• _DATA EXTRACT_

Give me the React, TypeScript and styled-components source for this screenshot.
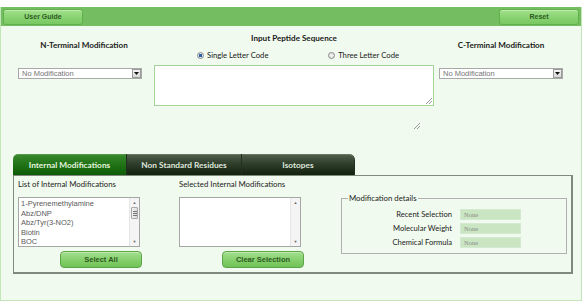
import React from "react";
import styled, { createGlobalStyle } from "styled-components";

const GlobalStyle = createGlobalStyle`
  html, body {
    margin: 0;
    padding: 0;
    background: #ffffff;
  }
  body {
    font-family: "Lato", "Open Sans", sans-serif;
  }
`;

const modifications = ["1-Pyrenemethylamine", "Abz/DNP", "Abz/Tyr(3-NO2)", "Biotin", "BOC"];
const tabs = [
  { label: "Internal Modifications", width: 114 },
  { label: "Non Standard Residues", width: 115 },
  { label: "Isotopes", width: 113 },
];
const details = ["Recent Selection", "Molecular Weight", "Chemical Formula"];

export default function App() {
  return (
    <>
      <GlobalStyle />
      <Page>
        <TopBar>
          <BarButton>User Guide</BarButton>
          <BarButton>Reset</BarButton>
        </TopBar>

        <TopSection>
          <SideColumn $left>
            <Heading $offset={8}>N-Terminal Modification</Heading>
            <DropDown>
              <span>No Modification</span>
              <DropArrow>
                <svg width="5" height="3" viewBox="0 0 5 3">
                  <path d="M0 0 L5 0 L2.5 3 Z" fill="#111" />
                </svg>
              </DropArrow>
            </DropDown>
          </SideColumn>

          <CenterColumn>
            <Heading>Input Peptide Sequence</Heading>
            <RadioRow>
              <RadioLabel>
                <Radio $checked />
                Single Letter Code
              </RadioLabel>
              <RadioLabel>
                <Radio />
                Three Letter Code
              </RadioLabel>
            </RadioRow>
            <SequenceBox>
              <Grip />
            </SequenceBox>
          </CenterColumn>

          <SideColumn>
            <Heading>C-Terminal Modification</Heading>
            <DropDown>
              <span>No Modification</span>
              <DropArrow>
                <svg width="5" height="3" viewBox="0 0 5 3">
                  <path d="M0 0 L5 0 L2.5 3 Z" fill="#111" />
                </svg>
              </DropArrow>
            </DropDown>
          </SideColumn>
        </TopSection>

        <GripRow>
          <Grip />
        </GripRow>

        <TabStrip>
          {tabs.map((t, i) => (
            <Tab
              key={t.label}
              $width={t.width}
              $active={i === 0}
              $first={i === 0}
              $last={i === tabs.length - 1}
            >
              {t.label}
            </Tab>
          ))}
        </TabStrip>

        <Panel>
          <ListColumn>
            <SmallLabel>List of Internal Modifications</SmallLabel>
            <ListBox>
              <ListItems>
                {modifications.map((m) => (
                  <li key={m}>{m}</li>
                ))}
              </ListItems>
              <ScrollTrack>
                <ScrollArrow>▲</ScrollArrow>
                <Thumb>
                  <span />
                  <span />
                  <span />
                </Thumb>
                <TrackFill />
                <ScrollArrow>▼</ScrollArrow>
              </ScrollTrack>
            </ListBox>
            <ActionButton $offset={42}>Select All</ActionButton>
          </ListColumn>

          <ListColumn>
            <SmallLabel>Selected Internal Modifications</SmallLabel>
            <ListBox>
              <ListItems />
              <ScrollTrack>
                <ScrollArrow>▲</ScrollArrow>
                <TrackFill />
                <ScrollArrow>▼</ScrollArrow>
              </ScrollTrack>
            </ListBox>
            <ActionButton $offset={43}>Clear Selection</ActionButton>
          </ListColumn>

          <Details>
            <legend>Modification details</legend>
            {details.map((d) => (
              <DetailRow key={d}>
                <DetailLabel>{d}</DetailLabel>
                <DetailValue>None</DetailValue>
              </DetailRow>
            ))}
          </Details>
        </Panel>
      </Page>
    </>
  );
}

const Page = styled.div`
  width: 582px;
  height: 294px;
  margin-top: 7px;
  background: #f1faee;
  border: 1px solid #c3e6b9;
  border-top: none;
  box-sizing: border-box;
`;

const TopBar = styled.div`
  height: 19px;
  background: #74bd61;
  display: flex;
  justify-content: space-between;
  align-items: center;
  padding: 0 2px 0 2px;
`;

const BarButton = styled.button`
  width: 80px;
  height: 16px;
  padding: 0;
  border: 1px solid #62b04d;
  border-radius: 3px;
  background: linear-gradient(#a2e08c, #86d16f 60%, #79c862);
  color: #2c5a20;
  font-family: "Liberation Sans", Arial, sans-serif;
  font-size: 7px;
  font-weight: bold;
  box-shadow: inset 0 1px 0 #bdeaa9;
`;

const TopSection = styled.div`
  display: flex;
  align-items: flex-start;
`;

const SideColumn = styled.div<{ $left?: boolean }>`
  display: flex;
  flex-direction: column;
  width: 124px;
  margin-left: ${(p) => (p.$left ? "17px" : "5px")};
  padding-top: 13px;
`;

const Heading = styled.div<{ $offset?: number }>`
  font-size: 8.1px;
  font-weight: bold;
  line-height: 12px;
  color: #1a1a1a;
  text-align: center;
  white-space: nowrap;
  padding-left: ${(p) => p.$offset ?? 0}px;
`;

const DropDown = styled.div`
  margin-top: 17px;
  height: 11px;
  box-sizing: border-box;
  border: 1px solid #a9a9a9;
  background: #ffffff;
  display: flex;
  align-items: center;
  justify-content: space-between;
  padding-left: 3px;
  font-family: "Liberation Sans", Arial, sans-serif;
  font-size: 7.5px;
  color: #757575;
`;

const DropArrow = styled.div`
  width: 9px;
  height: 9px;
  box-sizing: border-box;
  border: 1px solid #9a9a9a;
  background: linear-gradient(#f4f4f4, #d8d8d8);
  display: flex;
  align-items: center;
  justify-content: center;
`;

const CenterColumn = styled.div`
  width: 280px;
  margin-left: 12px;
  padding-top: 6px;
  display: flex;
  flex-direction: column;
`;

const RadioRow = styled.div`
  display: flex;
  justify-content: space-between;
  padding: 0 35px 0 43px;
  margin-top: 5px;
  height: 12px;
  align-items: center;
`;

const RadioLabel = styled.label`
  display: flex;
  align-items: center;
  gap: 3px;
  font-size: 7.7px;
  color: #222;
  white-space: nowrap;
`;

const Radio = styled.span<{ $checked?: boolean }>`
  width: 7px;
  height: 7px;
  border-radius: 50%;
  box-sizing: border-box;
  border: 1px solid #8a8a8a;
  background: ${(p) =>
    p.$checked
      ? "radial-gradient(circle, #2a5fa0 0 1.6px, #dfe7ef 2px)"
      : "radial-gradient(circle, #f6f6f6, #d9d9d9)"};
`;

const SequenceBox = styled.div`
  margin-top: 4px;
  height: 41px;
  box-sizing: border-box;
  background: #ffffff;
  border: 1px solid #a3d598;
  display: flex;
  justify-content: flex-end;
  align-items: flex-end;
  padding: 1px;
`;

const Grip = styled.div`
  width: 6px;
  height: 6px;
  background: linear-gradient(
    135deg,
    transparent 0 45%,
    #9a9a9a 45% 55%,
    transparent 55% 70%,
    #9a9a9a 70% 80%,
    transparent 80%
  );
`;

const GripRow = styled.div`
  height: 48px;
  display: flex;
  align-items: flex-start;
  padding: 17px 0 0 413px;
  box-sizing: border-box;
`;

const TabStrip = styled.div`
  display: flex;
  margin-left: 12px;
  height: 21px;
`;

const Tab = styled.div<{ $width: number; $active?: boolean; $first?: boolean; $last?: boolean }>`
  width: ${(p) => p.$width}px;
  box-sizing: border-box;
  display: flex;
  align-items: center;
  justify-content: center;
  font-size: 8.3px;
  font-weight: bold;
  color: ${(p) => (p.$active ? "#e6f5df" : "#dfe6dc")};
  background: ${(p) =>
    p.$active
      ? "linear-gradient(#3b8a2f, #237518 45%, #0d5c06)"
      : "linear-gradient(#52614c, #303f2b 45%, #12200e)"};
  border-right: 1px solid #222e20;
  border-top-left-radius: ${(p) => (p.$first ? "5px" : "0")};
  border-top-right-radius: ${(p) => (p.$last ? "6px" : "0")};
  box-shadow: inset 0 1px 0 rgba(255, 255, 255, 0.15);
`;

const Panel = styled.div`
  margin-left: 12px;
  width: 560px;
  height: 99px;
  box-sizing: border-box;
  border: 1px solid #7f8a7d;
  border-right-width: 2px;
  border-bottom-width: 2px;
  display: flex;
  align-items: flex-start;
  padding: 3px 0 0 4px;
`;

const ListColumn = styled.div`
  width: 161px;
  display: flex;
  flex-direction: column;
`;

const SmallLabel = styled.div`
  font-size: 7.8px;
  line-height: 10px;
  color: #222;
  white-space: nowrap;
`;

const ListBox = styled.div`
  margin-top: 8px;
  width: 122px;
  height: 50px;
  box-sizing: border-box;
  border: 1px solid #a6a6a6;
  background: #ffffff;
  display: flex;
`;

const ListItems = styled.ul`
  flex: 1;
  margin: 0;
  padding: 1px 0 0 2px;
  list-style: none;
  font-family: "Liberation Sans", Arial, sans-serif;
  font-size: 7.5px;
  line-height: 9.6px;
  color: #5a5a5a;
  overflow: hidden;
`;

const ScrollTrack = styled.div`
  width: 9px;
  display: flex;
  flex-direction: column;
  background: #f4f4f4;
  border-left: 1px solid #e6e6e6;
`;

const ScrollArrow = styled.div`
  height: 9px;
  font-size: 4px;
  color: #666;
  display: flex;
  align-items: center;
  justify-content: center;
`;

const Thumb = styled.div`
  height: 10px;
  margin: 0 1px;
  border: 1px solid #a8a8a8;
  border-radius: 1px;
  background: linear-gradient(90deg, #f2f2f2, #dcdcdc);
  display: flex;
  flex-direction: column;
  justify-content: center;
  align-items: center;
  gap: 1px;

  span {
    width: 4px;
    height: 1px;
    background: #777;
  }
`;

const TrackFill = styled.div`
  flex: 1;
`;

const ActionButton = styled.button<{ $offset: number }>`
  margin: 4px 0 0 ${(p) => p.$offset}px;
  width: 82px;
  height: 17px;
  padding: 0;
  border: 1px solid #5da348;
  border-radius: 4px;
  background: linear-gradient(#a4e08e, #84cf6c 55%, #70c257);
  color: #2c5a20;
  font-family: "Liberation Sans", Arial, sans-serif;
  font-size: 7.5px;
  font-weight: bold;
  box-shadow: inset 0 1px 0 #c1ebae;
`;

const Details = styled.fieldset`
  margin: 15px 0 0 1px;
  width: 226px;
  height: 60px;
  box-sizing: border-box;
  border: 1px solid #b0b0b0;
  padding: 4px 0 0 0;

  legend {
    font-size: 7.8px;
    line-height: 9px;
    color: #222;
    padding: 0 1px;
    margin-left: 6px;
  }
`;

const DetailRow = styled.div`
  display: flex;
  align-items: center;
  height: 14px;
`;

const DetailLabel = styled.div`
  width: 110px;
  text-align: right;
  font-size: 7.6px;
  color: #222;
  white-space: nowrap;
`;

const DetailValue = styled.div`
  margin-left: 8px;
  width: 61px;
  height: 11px;
  box-sizing: border-box;
  background: #c9e5c1;
  border: 1px solid #d4ead0;
  padding-left: 3px;
  font-family: "Liberation Serif", serif;
  font-size: 6.5px;
  line-height: 9px;
  color: #8a8a8a;
`;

• _WHAT IS BEING ASKED_
Filter out all lines lacking the word "React" and copy the rest.

• _FINAL RESULT_
Give me the React, TypeScript and styled-components source for this screenshot.
import React from "react";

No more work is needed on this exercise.